-- START Given material --

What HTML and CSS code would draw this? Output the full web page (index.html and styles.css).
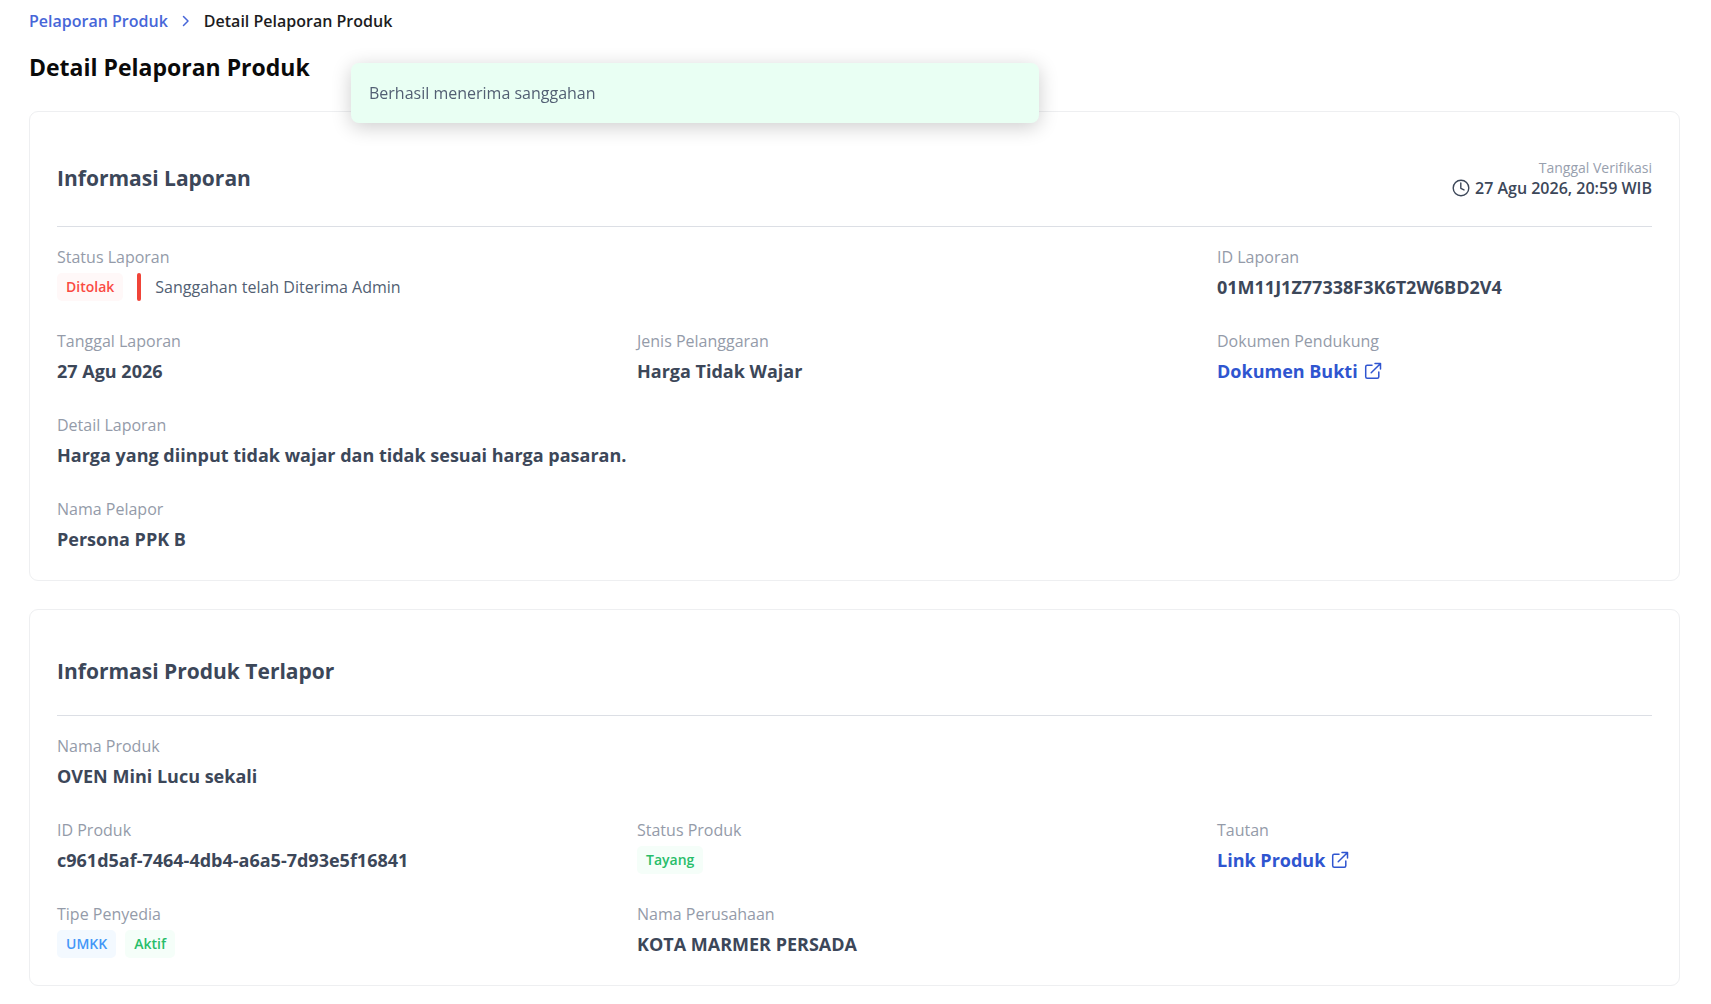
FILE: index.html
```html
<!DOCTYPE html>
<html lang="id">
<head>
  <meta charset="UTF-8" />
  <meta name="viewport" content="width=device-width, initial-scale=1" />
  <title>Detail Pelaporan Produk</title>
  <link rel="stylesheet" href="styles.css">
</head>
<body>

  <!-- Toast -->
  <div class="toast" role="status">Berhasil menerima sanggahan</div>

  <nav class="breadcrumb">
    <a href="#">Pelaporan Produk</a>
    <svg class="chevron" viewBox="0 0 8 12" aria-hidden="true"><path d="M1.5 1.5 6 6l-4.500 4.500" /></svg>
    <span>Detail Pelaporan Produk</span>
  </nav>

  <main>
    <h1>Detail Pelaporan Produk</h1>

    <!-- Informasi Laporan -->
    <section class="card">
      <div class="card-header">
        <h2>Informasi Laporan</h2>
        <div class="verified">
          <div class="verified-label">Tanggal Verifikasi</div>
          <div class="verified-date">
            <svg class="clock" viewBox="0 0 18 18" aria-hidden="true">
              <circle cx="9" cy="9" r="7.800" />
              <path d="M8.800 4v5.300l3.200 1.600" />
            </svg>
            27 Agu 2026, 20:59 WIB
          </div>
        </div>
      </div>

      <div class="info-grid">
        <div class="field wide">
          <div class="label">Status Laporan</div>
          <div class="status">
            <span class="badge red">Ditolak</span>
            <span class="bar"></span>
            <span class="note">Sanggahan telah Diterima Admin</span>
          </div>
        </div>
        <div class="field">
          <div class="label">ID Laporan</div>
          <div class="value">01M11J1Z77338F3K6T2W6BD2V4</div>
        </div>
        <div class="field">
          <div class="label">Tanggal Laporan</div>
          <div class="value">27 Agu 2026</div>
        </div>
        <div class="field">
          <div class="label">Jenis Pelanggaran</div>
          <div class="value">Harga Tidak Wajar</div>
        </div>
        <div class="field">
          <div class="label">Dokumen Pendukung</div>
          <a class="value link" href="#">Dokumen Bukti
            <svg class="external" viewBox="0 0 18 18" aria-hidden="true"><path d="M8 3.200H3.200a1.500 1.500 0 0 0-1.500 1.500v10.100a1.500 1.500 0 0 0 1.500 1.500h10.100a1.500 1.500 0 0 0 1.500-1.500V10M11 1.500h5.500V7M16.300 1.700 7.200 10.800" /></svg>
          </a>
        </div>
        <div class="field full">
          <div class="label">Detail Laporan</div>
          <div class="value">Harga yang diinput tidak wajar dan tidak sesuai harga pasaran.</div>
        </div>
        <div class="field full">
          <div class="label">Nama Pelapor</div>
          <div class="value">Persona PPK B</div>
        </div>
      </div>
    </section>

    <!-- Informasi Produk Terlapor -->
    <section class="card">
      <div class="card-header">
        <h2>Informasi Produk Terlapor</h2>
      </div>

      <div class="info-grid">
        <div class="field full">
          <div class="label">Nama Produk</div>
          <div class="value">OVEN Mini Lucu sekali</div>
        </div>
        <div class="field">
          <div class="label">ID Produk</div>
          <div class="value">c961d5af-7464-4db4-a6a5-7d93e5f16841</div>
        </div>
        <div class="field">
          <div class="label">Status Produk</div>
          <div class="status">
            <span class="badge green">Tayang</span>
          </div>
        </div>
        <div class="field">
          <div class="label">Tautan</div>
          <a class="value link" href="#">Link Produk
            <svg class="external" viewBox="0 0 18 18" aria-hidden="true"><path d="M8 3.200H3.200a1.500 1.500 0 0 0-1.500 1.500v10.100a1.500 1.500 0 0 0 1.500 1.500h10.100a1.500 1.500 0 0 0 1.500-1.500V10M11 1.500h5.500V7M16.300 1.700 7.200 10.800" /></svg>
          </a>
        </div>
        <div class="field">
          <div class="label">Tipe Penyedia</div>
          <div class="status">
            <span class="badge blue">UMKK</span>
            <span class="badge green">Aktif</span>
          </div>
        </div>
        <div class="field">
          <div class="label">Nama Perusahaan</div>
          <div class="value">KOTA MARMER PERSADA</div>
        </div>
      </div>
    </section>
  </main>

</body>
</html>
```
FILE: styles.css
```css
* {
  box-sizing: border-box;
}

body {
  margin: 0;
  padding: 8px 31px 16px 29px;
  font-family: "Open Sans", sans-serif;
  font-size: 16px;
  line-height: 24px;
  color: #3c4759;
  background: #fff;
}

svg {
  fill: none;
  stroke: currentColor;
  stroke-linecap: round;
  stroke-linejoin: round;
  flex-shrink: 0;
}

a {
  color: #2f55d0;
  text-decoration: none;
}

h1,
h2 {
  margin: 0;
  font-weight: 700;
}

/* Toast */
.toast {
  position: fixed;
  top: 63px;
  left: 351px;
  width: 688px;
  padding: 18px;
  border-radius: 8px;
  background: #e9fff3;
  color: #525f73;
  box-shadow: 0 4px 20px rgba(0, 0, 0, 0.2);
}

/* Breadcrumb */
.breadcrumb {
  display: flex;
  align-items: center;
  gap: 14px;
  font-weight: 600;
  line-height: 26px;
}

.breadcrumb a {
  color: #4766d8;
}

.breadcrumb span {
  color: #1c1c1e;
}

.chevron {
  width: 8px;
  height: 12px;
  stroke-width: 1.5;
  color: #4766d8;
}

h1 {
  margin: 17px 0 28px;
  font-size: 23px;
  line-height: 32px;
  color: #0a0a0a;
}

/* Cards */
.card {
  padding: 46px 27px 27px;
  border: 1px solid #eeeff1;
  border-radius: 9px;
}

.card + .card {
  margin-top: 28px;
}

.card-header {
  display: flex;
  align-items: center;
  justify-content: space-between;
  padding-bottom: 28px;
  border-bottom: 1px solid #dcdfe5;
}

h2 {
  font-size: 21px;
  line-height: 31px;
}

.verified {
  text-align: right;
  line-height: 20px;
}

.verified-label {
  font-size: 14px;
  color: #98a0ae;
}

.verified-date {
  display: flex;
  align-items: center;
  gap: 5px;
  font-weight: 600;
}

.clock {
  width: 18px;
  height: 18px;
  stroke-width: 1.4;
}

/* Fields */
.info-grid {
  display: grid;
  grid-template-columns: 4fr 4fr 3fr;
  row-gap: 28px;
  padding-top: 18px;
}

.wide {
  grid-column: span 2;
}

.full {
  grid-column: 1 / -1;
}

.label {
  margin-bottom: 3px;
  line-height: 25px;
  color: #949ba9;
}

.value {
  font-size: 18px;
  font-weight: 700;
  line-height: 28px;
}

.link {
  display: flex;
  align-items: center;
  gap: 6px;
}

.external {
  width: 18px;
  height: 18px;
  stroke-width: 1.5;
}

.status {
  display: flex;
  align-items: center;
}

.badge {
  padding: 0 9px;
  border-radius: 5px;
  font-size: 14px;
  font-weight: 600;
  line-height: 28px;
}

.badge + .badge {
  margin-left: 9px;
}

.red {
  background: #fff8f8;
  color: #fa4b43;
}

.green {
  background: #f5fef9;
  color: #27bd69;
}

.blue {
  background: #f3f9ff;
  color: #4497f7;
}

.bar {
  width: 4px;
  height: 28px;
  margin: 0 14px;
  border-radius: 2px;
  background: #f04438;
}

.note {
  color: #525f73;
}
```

-- END Given material --

Reproduce every line of the material precisely, omitting its pictures.

What HTML and CSS code would draw this? Output the full web page (index.html and styles.css).
FILE: index.html
```html
<!DOCTYPE html>
<html lang="id">
<head>
  <meta charset="UTF-8" />
  <meta name="viewport" content="width=device-width, initial-scale=1" />
  <title>Detail Pelaporan Produk</title>
  <link rel="stylesheet" href="styles.css">
</head>
<body>

  <!-- Toast -->
  <div class="toast" role="status">Berhasil menerima sanggahan</div>

  <nav class="breadcrumb">
    <a href="#">Pelaporan Produk</a>
    <svg class="chevron" viewBox="0 0 8 12" aria-hidden="true"><path d="M1.5 1.5 6 6l-4.500 4.500" /></svg>
    <span>Detail Pelaporan Produk</span>
  </nav>

  <main>
    <h1>Detail Pelaporan Produk</h1>

    <!-- Informasi Laporan -->
    <section class="card">
      <div class="card-header">
        <h2>Informasi Laporan</h2>
        <div class="verified">
          <div class="verified-label">Tanggal Verifikasi</div>
          <div class="verified-date">
            <svg class="clock" viewBox="0 0 18 18" aria-hidden="true">
              <circle cx="9" cy="9" r="7.800" />
              <path d="M8.800 4v5.300l3.200 1.600" />
            </svg>
            27 Agu 2026, 20:59 WIB
          </div>
        </div>
      </div>

      <div class="info-grid">
        <div class="field wide">
          <div class="label">Status Laporan</div>
          <div class="status">
            <span class="badge red">Ditolak</span>
            <span class="bar"></span>
            <span class="note">Sanggahan telah Diterima Admin</span>
          </div>
        </div>
        <div class="field">
          <div class="label">ID Laporan</div>
          <div class="value">01M11J1Z77338F3K6T2W6BD2V4</div>
        </div>
        <div class="field">
          <div class="label">Tanggal Laporan</div>
          <div class="value">27 Agu 2026</div>
        </div>
        <div class="field">
          <div class="label">Jenis Pelanggaran</div>
          <div class="value">Harga Tidak Wajar</div>
        </div>
        <div class="field">
          <div class="label">Dokumen Pendukung</div>
          <a class="value link" href="#">Dokumen Bukti
            <svg class="external" viewBox="0 0 18 18" aria-hidden="true"><path d="M8 3.200H3.200a1.500 1.500 0 0 0-1.500 1.500v10.100a1.500 1.500 0 0 0 1.500 1.500h10.100a1.500 1.500 0 0 0 1.500-1.500V10M11 1.500h5.500V7M16.300 1.700 7.200 10.800" /></svg>
          </a>
        </div>
        <div class="field full">
          <div class="label">Detail Laporan</div>
          <div class="value">Harga yang diinput tidak wajar dan tidak sesuai harga pasaran.</div>
        </div>
        <div class="field full">
          <div class="label">Nama Pelapor</div>
          <div class="value">Persona PPK B</div>
        </div>
      </div>
    </section>

    <!-- Informasi Produk Terlapor -->
    <section class="card">
      <div class="card-header">
        <h2>Informasi Produk Terlapor</h2>
      </div>

      <div class="info-grid">
        <div class="field full">
          <div class="label">Nama Produk</div>
          <div class="value">OVEN Mini Lucu sekali</div>
        </div>
        <div class="field">
          <div class="label">ID Produk</div>
          <div class="value">c961d5af-7464-4db4-a6a5-7d93e5f16841</div>
        </div>
        <div class="field">
          <div class="label">Status Produk</div>
          <div class="status">
            <span class="badge green">Tayang</span>
          </div>
        </div>
        <div class="field">
          <div class="label">Tautan</div>
          <a class="value link" href="#">Link Produk
            <svg class="external" viewBox="0 0 18 18" aria-hidden="true"><path d="M8 3.200H3.200a1.500 1.500 0 0 0-1.500 1.500v10.100a1.500 1.500 0 0 0 1.500 1.500h10.100a1.500 1.500 0 0 0 1.500-1.500V10M11 1.500h5.500V7M16.300 1.700 7.200 10.800" /></svg>
          </a>
        </div>
        <div class="field">
          <div class="label">Tipe Penyedia</div>
          <div class="status">
            <span class="badge blue">UMKK</span>
            <span class="badge green">Aktif</span>
          </div>
        </div>
        <div class="field">
          <div class="label">Nama Perusahaan</div>
          <div class="value">KOTA MARMER PERSADA</div>
        </div>
      </div>
    </section>
  </main>

</body>
</html>
```
FILE: styles.css
```css
* {
  box-sizing: border-box;
}

body {
  margin: 0;
  padding: 8px 31px 16px 29px;
  font-family: "Open Sans", sans-serif;
  font-size: 16px;
  line-height: 24px;
  color: #3c4759;
  background: #fff;
}

svg {
  fill: none;
  stroke: currentColor;
  stroke-linecap: round;
  stroke-linejoin: round;
  flex-shrink: 0;
}

a {
  color: #2f55d0;
  text-decoration: none;
}

h1,
h2 {
  margin: 0;
  font-weight: 700;
}

/* Toast */
.toast {
  position: fixed;
  top: 63px;
  left: 351px;
  width: 688px;
  padding: 18px;
  border-radius: 8px;
  background: #e9fff3;
  color: #525f73;
  box-shadow: 0 4px 20px rgba(0, 0, 0, 0.2);
}

/* Breadcrumb */
.breadcrumb {
  display: flex;
  align-items: center;
  gap: 14px;
  font-weight: 600;
  line-height: 26px;
}

.breadcrumb a {
  color: #4766d8;
}

.breadcrumb span {
  color: #1c1c1e;
}

.chevron {
  width: 8px;
  height: 12px;
  stroke-width: 1.5;
  color: #4766d8;
}

h1 {
  margin: 17px 0 28px;
  font-size: 23px;
  line-height: 32px;
  color: #0a0a0a;
}

/* Cards */
.card {
  padding: 46px 27px 27px;
  border: 1px solid #eeeff1;
  border-radius: 9px;
}

.card + .card {
  margin-top: 28px;
}

.card-header {
  display: flex;
  align-items: center;
  justify-content: space-between;
  padding-bottom: 28px;
  border-bottom: 1px solid #dcdfe5;
}

h2 {
  font-size: 21px;
  line-height: 31px;
}

.verified {
  text-align: right;
  line-height: 20px;
}

.verified-label {
  font-size: 14px;
  color: #98a0ae;
}

.verified-date {
  display: flex;
  align-items: center;
  gap: 5px;
  font-weight: 600;
}

.clock {
  width: 18px;
  height: 18px;
  stroke-width: 1.4;
}

/* Fields */
.info-grid {
  display: grid;
  grid-template-columns: 4fr 4fr 3fr;
  row-gap: 28px;
  padding-top: 18px;
}

.wide {
  grid-column: span 2;
}

.full {
  grid-column: 1 / -1;
}

.label {
  margin-bottom: 3px;
  line-height: 25px;
  color: #949ba9;
}

.value {
  font-size: 18px;
  font-weight: 700;
  line-height: 28px;
}

.link {
  display: flex;
  align-items: center;
  gap: 6px;
}

.external {
  width: 18px;
  height: 18px;
  stroke-width: 1.5;
}

.status {
  display: flex;
  align-items: center;
}

.badge {
  padding: 0 9px;
  border-radius: 5px;
  font-size: 14px;
  font-weight: 600;
  line-height: 28px;
}

.badge + .badge {
  margin-left: 9px;
}

.red {
  background: #fff8f8;
  color: #fa4b43;
}

.green {
  background: #f5fef9;
  color: #27bd69;
}

.blue {
  background: #f3f9ff;
  color: #4497f7;
}

.bar {
  width: 4px;
  height: 28px;
  margin: 0 14px;
  border-radius: 2px;
  background: #f04438;
}

.note {
  color: #525f73;
}
```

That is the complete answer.